Un petit garçon de 5 ans, parlant fort bien anglais se régale devant moi d'une glace achetée au même endroit, puis de fraises, pour terminer par un beef pie dont il ne mange que la viande. Repas inversé. Il peint aussi au centre d'art et me demande si j'ai vu ses peintures. Elles sont intéressantes et offrent de belles perspectives. J'en ai pris une en souvenir de cet échange, et de sa fierté à me montrer qu'il sait compter jusqu'à 30. Quelle belle démarche de transmission du savoir à travers la peinture.

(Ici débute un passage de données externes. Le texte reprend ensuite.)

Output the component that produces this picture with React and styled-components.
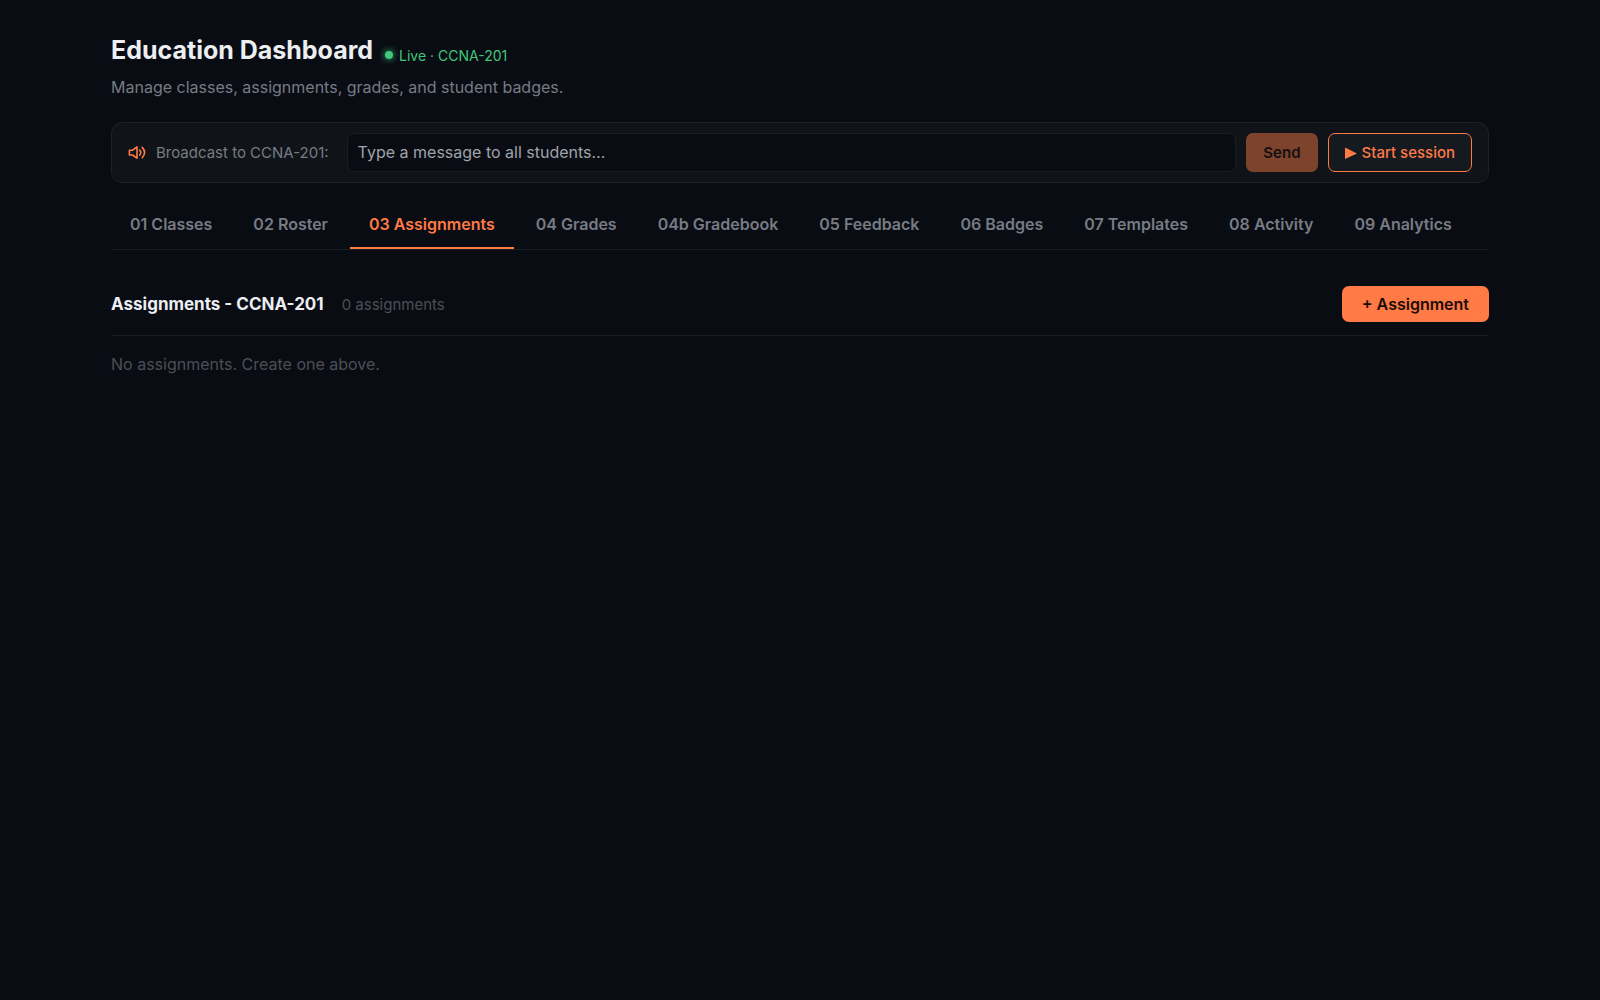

Dans la voiture se trouve également l'artiste Phyllis Thomas. Elle doit avoir 80 ans et peint de magnifiques toiles avec des pigments naturels tirant sur le gris, bleuté, l'ocre, le kaolin... On me l'a présente. Je la salue avec beaucoup de respect.

Termitières géantes dans le Kimberley Australien. Proche de Warmun. 2014 © Photo : Aboriginal Signature Estrangin gallery

Termitières géantes dans le Kimberley Australien. Proche de Warmun. 2014 © Photo : Aboriginal Signature Estrangin gallery

Ces femmes sont assez incroyables. Artistes accomplies, elles vivent néanmoins dans la plus grande simplicité. Cette rencontre en 2014 me touche particulièrement aujourd'hui, Mrs P. Thomas nous ayant quitté fin 2018. Ses trois œuvres actuellement exposées à la galerie dans le cadre de l’exposition « Beyond the surface of the Dreaming » portent avec élégance et force sa mémoire.

Ce matin vers 6h en prenant mon thé, je m'assois à la place de l’artiste Rammey Ramsey, en terrasse dehors. C'est le WE ils ne travaillent pas. Je souffle sur la table pour enlever l'ocre résiduelle, et rédige ces quelques notes en songeant aux chefs d'oeuvres crées à cet endroit ici même. Des Kakatoés chantent, ou plutôt crient tout autour.

Il y a trois ans ce centre d'art a été dévasté par les flots hurlant de la plaine, l'eau dévalant vers le creux de la rivière. A l'endroit où je suis il y avait 3 mètres d'eau. Heureusement nous sommes dans la dry season. Un frigo perché dans un arbre témoigne encore de la violence des éléments. Il est 8h, je reprends la route ce matin.